Importantly, this backdrop created the perfect market environment for financial leveraging and rampant speculation - in a New Age global financial backdrop unsurpassed for its capacity for excess. The arbitrage of European bond yields was likely one of history's most lucrative speculative endeavors.

The year 2011 - following by three short years the so-called "100-year flood" of '08 - should put a dagger in the heart of the mythological "Great Moderation". Instead of lower inflation and enlightened policymaking nurturing greater financial and economic stability - they've done precisely the opposite. Today's extraordinary uncertainty and financial instability are not conducive to financial leveraging, a circumstance posing a serious dilemma for a global system having grown dependent upon ongoing credit excess.

European bond markets have suffered the inevitable effects of de-risking and de-leveraging. And while policy measures, including those from this week, can exert rather dramatic risk market rallies, there is little politicians and central bankers can do to alter the market's re-pricing of the region's debt obligations. Don't count on the ECB, International Monetary Fund, or Fed to stabilize such a generally unstable financial, economic, social and political backdrop.

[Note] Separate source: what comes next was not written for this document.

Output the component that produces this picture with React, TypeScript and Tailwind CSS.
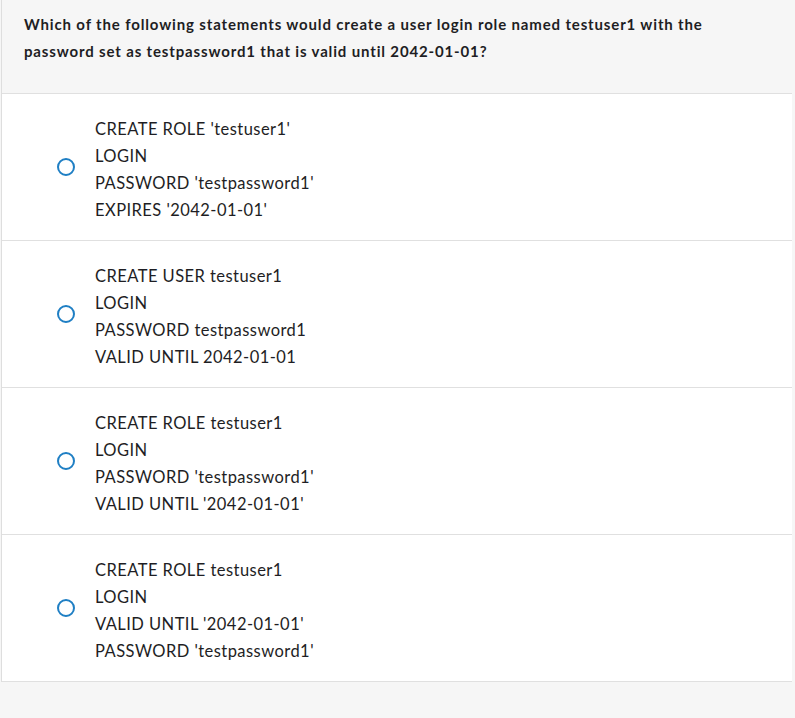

Policymakers in Europe have little flexibility and capacity to alter the dynamics of their bursting debt bubble, and the markets are understandably dismissive of most measures and pronouncements. If only there were eurobonds and an ECB committed to unlimited "buyer of last resort" support, Italian and other yields could drop back to previous manageable levels.

But it's past the stage where gimmicks will work, as the re-pricing of debt throughout the region has fundamentally altered the capacity to leverage, speculate and insure sovereign debt risk. Focusing on Italy, the re-pricing of Italian debt has made its debt load unmanageable. And if Italy is insolvent the European banking system is in serious trouble - and monetary integration is in serious jeopardy. The risk backdrop has changed profoundly, and a historic debt and speculative bubble is bursting.